#### SUPPLIED DATA
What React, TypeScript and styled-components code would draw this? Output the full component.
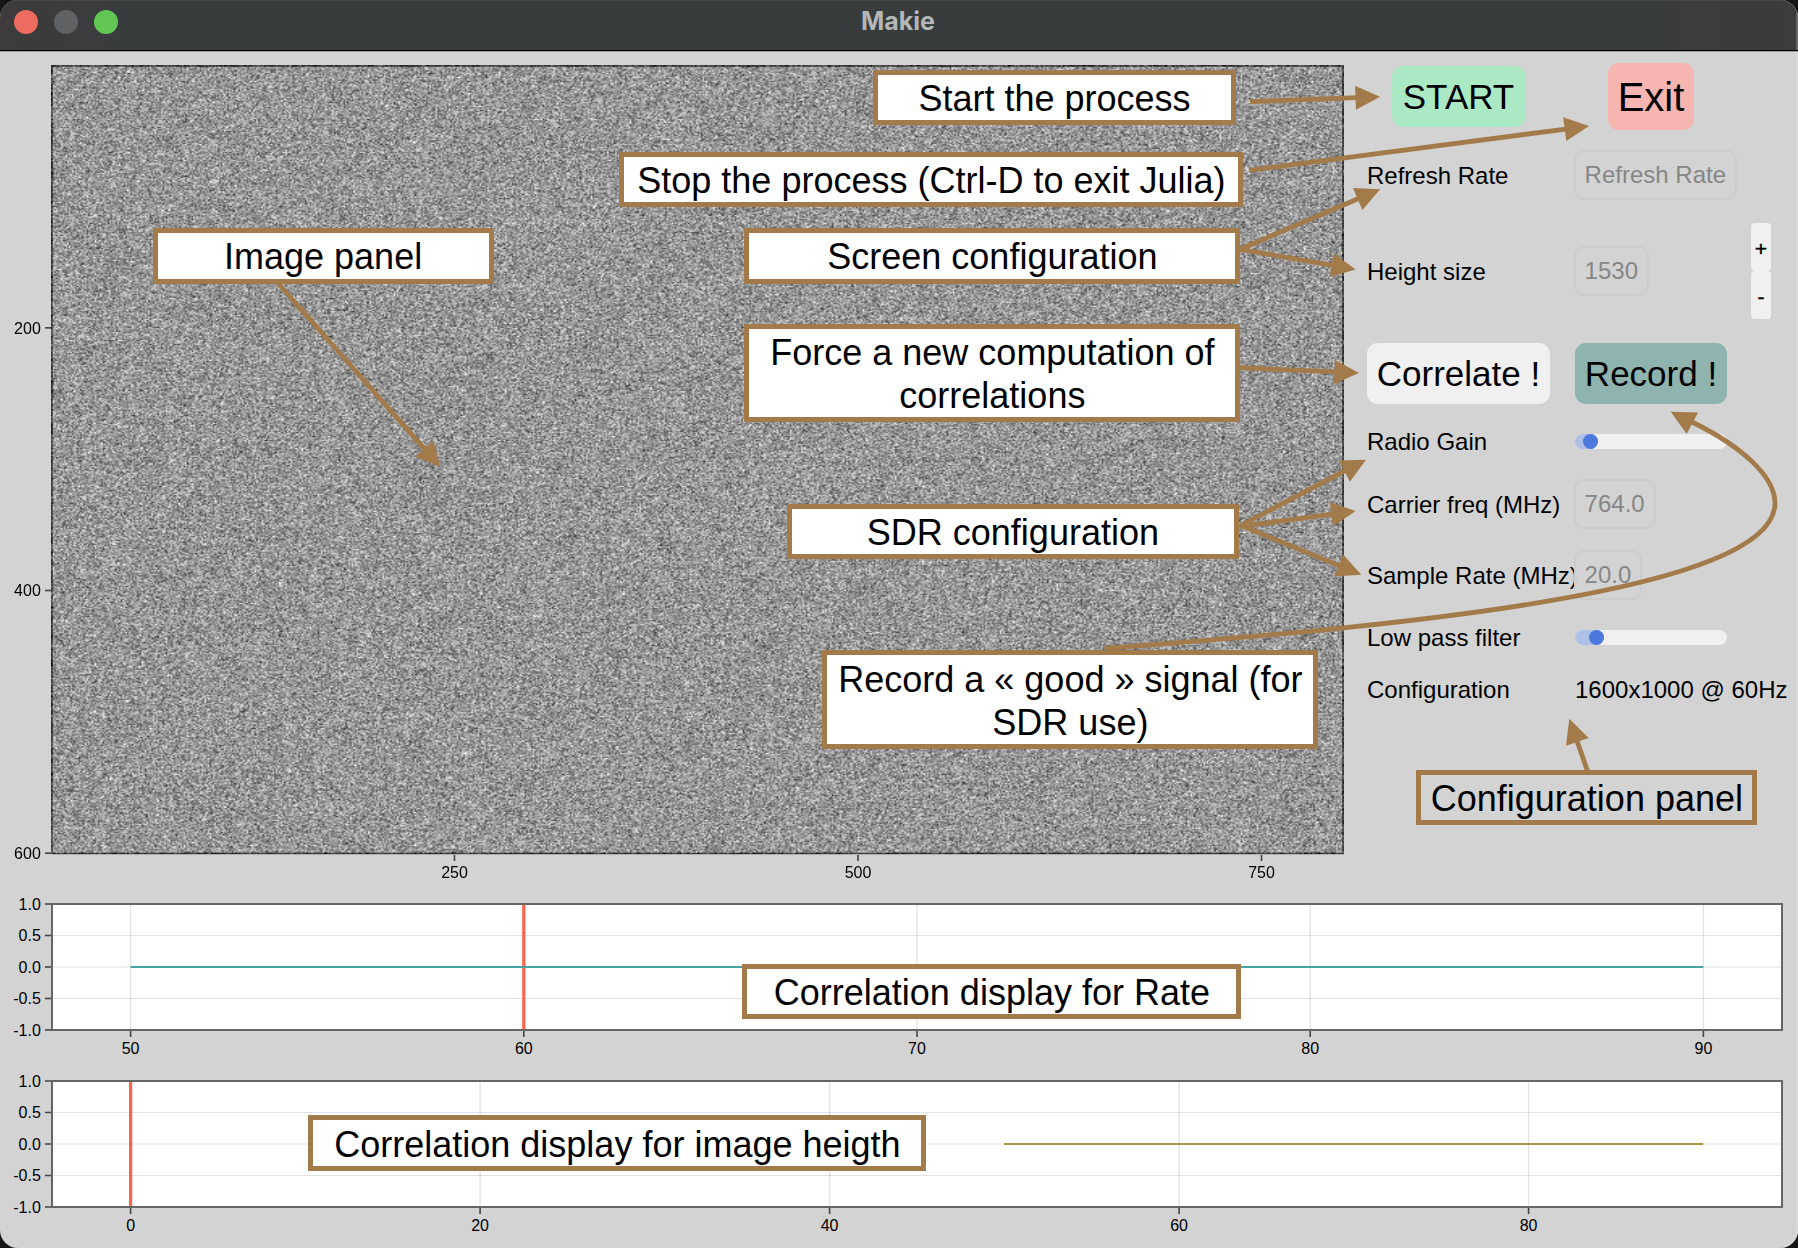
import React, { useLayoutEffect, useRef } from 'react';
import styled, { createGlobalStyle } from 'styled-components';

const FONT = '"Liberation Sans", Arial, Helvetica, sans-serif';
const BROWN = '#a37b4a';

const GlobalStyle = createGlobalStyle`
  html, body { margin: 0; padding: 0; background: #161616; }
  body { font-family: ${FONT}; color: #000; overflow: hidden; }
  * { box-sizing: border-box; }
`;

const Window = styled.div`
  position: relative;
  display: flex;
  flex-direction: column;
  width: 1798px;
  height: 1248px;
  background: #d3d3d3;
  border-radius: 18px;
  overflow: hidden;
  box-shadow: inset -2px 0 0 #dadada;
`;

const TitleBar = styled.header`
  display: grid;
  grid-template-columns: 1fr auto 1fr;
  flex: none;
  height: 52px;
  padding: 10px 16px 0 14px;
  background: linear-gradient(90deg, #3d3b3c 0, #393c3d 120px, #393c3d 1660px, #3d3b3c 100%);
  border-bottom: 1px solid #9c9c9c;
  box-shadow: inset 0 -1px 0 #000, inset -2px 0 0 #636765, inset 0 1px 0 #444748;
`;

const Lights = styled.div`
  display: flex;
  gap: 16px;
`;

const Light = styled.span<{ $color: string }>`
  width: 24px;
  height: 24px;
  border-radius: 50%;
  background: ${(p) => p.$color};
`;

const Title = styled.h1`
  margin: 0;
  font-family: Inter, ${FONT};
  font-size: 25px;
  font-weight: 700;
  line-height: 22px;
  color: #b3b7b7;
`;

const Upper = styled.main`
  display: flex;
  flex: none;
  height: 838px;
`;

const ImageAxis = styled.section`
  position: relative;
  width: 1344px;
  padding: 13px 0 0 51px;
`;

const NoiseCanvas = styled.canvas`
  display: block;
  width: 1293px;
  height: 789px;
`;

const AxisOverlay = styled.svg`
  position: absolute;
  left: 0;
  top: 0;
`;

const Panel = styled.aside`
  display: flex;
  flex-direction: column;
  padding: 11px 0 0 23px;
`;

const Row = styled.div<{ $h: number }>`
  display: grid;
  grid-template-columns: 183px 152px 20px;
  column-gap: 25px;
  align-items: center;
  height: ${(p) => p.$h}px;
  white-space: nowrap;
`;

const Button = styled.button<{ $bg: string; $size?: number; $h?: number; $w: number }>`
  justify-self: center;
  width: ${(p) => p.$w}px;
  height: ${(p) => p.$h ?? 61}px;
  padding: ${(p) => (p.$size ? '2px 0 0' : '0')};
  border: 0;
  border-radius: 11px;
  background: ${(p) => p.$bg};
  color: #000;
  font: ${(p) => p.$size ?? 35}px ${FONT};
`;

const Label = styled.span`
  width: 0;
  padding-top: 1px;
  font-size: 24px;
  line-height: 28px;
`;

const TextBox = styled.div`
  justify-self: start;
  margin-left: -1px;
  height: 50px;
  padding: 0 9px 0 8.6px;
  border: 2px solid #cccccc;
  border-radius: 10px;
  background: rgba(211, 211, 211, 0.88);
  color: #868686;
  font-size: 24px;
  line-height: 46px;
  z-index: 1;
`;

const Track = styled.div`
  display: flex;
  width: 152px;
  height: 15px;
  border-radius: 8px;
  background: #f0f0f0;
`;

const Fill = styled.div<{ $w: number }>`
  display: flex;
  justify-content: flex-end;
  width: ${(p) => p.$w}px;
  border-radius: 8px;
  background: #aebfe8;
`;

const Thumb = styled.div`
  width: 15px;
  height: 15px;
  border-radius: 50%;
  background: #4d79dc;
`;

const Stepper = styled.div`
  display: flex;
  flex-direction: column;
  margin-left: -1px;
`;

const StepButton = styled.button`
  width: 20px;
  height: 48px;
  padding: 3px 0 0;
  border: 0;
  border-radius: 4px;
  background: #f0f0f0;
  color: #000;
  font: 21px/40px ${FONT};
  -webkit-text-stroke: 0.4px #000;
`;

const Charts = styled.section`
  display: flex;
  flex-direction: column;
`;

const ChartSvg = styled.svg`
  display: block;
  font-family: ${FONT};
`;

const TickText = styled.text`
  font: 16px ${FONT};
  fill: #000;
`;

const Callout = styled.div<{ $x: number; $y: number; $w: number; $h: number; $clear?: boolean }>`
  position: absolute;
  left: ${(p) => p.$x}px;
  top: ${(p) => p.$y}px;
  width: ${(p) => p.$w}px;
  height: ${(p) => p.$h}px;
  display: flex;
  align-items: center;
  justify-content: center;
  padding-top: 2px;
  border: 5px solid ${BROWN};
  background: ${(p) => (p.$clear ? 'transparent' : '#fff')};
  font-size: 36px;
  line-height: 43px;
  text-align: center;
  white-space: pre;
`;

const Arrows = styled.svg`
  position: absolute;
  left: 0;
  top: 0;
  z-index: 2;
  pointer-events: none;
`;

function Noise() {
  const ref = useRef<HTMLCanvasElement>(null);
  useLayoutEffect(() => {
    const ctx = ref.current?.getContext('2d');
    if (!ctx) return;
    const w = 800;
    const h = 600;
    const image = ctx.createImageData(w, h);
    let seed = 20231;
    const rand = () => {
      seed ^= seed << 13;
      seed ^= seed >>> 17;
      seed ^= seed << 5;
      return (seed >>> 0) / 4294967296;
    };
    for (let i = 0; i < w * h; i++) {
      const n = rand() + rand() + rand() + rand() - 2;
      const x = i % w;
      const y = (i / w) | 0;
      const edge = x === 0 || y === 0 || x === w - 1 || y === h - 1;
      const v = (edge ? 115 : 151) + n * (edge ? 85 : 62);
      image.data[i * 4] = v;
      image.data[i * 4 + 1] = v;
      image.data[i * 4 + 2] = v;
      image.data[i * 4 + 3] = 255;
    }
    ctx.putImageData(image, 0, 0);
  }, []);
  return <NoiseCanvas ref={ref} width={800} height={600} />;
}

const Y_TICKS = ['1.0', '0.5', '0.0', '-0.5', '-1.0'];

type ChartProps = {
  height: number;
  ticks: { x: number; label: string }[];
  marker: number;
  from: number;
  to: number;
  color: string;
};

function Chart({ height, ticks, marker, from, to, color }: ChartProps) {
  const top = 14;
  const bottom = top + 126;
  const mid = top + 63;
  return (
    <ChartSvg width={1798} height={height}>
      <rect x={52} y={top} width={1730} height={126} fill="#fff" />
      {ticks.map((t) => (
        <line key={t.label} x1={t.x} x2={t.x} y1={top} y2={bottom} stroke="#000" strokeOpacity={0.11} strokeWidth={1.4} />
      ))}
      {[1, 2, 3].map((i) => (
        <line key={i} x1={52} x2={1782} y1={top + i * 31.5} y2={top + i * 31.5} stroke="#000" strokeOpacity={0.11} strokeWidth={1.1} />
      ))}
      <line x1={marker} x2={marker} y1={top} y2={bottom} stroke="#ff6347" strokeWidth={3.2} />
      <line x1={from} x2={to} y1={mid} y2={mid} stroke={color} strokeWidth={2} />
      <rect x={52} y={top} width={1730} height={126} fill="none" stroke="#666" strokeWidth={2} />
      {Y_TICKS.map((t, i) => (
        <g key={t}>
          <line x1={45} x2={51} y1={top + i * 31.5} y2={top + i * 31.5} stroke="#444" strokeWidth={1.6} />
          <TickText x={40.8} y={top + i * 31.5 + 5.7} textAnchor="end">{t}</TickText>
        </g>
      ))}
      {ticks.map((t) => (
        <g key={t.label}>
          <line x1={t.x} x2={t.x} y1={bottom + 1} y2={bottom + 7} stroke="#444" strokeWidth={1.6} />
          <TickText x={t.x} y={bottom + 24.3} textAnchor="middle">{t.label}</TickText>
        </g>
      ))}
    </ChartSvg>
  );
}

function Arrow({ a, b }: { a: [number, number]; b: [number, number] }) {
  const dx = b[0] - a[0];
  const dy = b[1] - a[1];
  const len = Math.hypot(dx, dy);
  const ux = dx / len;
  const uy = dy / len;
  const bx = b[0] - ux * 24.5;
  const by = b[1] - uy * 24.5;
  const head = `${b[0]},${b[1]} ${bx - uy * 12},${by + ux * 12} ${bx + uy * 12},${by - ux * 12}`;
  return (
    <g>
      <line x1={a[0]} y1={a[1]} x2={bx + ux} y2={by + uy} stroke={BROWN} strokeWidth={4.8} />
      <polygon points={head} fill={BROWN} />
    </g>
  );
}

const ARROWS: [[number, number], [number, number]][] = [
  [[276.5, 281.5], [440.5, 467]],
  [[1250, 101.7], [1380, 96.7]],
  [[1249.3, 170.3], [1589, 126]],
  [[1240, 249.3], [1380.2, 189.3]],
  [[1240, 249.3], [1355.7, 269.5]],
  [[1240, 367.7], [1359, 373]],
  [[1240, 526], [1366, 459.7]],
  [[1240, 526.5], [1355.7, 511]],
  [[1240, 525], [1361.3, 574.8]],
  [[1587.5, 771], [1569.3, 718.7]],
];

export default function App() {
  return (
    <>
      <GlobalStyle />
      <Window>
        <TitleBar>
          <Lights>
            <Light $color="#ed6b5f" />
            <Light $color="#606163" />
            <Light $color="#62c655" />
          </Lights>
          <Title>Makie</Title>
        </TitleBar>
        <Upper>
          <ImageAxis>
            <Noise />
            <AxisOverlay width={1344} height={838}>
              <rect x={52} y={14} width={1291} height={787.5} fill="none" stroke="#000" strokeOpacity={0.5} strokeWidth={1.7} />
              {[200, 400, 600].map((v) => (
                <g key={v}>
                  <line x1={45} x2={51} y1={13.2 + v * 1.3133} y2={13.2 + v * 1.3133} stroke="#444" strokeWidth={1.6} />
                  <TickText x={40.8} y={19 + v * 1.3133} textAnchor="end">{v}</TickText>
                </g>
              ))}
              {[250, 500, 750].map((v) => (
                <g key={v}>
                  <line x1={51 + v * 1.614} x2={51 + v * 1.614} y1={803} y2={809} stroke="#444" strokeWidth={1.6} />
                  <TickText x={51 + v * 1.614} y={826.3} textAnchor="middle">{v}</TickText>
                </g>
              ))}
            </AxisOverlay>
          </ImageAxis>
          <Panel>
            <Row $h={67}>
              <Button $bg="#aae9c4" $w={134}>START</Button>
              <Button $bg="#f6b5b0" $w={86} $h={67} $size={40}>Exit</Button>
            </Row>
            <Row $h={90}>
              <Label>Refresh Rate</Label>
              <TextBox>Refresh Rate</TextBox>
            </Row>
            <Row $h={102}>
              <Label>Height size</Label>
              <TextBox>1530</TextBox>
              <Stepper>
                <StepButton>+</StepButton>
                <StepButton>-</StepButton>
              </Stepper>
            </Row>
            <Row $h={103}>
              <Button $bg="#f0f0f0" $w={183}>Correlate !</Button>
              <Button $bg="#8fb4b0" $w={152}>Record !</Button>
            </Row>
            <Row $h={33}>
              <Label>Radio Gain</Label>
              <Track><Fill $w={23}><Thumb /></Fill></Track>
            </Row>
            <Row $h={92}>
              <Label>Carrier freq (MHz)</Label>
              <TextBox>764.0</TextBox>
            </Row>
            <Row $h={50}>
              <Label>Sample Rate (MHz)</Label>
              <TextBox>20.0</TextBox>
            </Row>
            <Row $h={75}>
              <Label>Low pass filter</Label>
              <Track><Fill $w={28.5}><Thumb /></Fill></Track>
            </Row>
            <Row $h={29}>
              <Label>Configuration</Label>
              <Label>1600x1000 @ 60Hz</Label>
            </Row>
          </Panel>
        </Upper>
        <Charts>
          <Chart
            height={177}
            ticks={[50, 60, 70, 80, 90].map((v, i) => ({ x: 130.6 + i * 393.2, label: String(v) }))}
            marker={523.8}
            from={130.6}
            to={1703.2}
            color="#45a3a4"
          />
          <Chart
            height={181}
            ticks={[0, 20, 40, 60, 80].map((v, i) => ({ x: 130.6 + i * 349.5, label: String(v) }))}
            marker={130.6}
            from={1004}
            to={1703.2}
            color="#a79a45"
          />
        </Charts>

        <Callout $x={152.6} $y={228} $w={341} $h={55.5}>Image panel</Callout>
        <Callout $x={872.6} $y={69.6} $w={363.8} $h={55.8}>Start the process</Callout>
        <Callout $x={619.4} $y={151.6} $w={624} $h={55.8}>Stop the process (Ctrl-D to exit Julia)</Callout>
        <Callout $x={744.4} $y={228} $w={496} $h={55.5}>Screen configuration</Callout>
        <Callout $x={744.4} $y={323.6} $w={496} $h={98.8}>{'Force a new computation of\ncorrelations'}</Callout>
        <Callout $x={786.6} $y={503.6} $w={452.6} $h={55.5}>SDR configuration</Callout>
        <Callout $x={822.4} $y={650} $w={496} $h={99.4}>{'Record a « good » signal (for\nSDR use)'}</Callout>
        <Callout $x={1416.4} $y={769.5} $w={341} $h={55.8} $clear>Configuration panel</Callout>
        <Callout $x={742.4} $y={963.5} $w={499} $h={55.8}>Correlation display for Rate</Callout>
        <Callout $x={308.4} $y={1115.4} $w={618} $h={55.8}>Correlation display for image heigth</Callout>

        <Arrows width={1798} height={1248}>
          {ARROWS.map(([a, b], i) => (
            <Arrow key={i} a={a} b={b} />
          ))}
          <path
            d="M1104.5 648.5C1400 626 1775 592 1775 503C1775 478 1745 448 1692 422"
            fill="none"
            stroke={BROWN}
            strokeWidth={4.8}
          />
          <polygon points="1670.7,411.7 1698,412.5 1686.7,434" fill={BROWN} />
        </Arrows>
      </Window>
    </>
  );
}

#### WHAT IS BEING ASKED
Quote, please, every line of the material above from its start through the line that has "const BROWN = '#a37b4a';", reproducing the words exactly and dropping any images.

#### RESULT FOR THIS EXERCISE
What React, TypeScript and styled-components code would draw this? Output the full component.
import React, { useLayoutEffect, useRef } from 'react';
import styled, { createGlobalStyle } from 'styled-components';

const FONT = '"Liberation Sans", Arial, Helvetica, sans-serif';
const BROWN = '#a37b4a';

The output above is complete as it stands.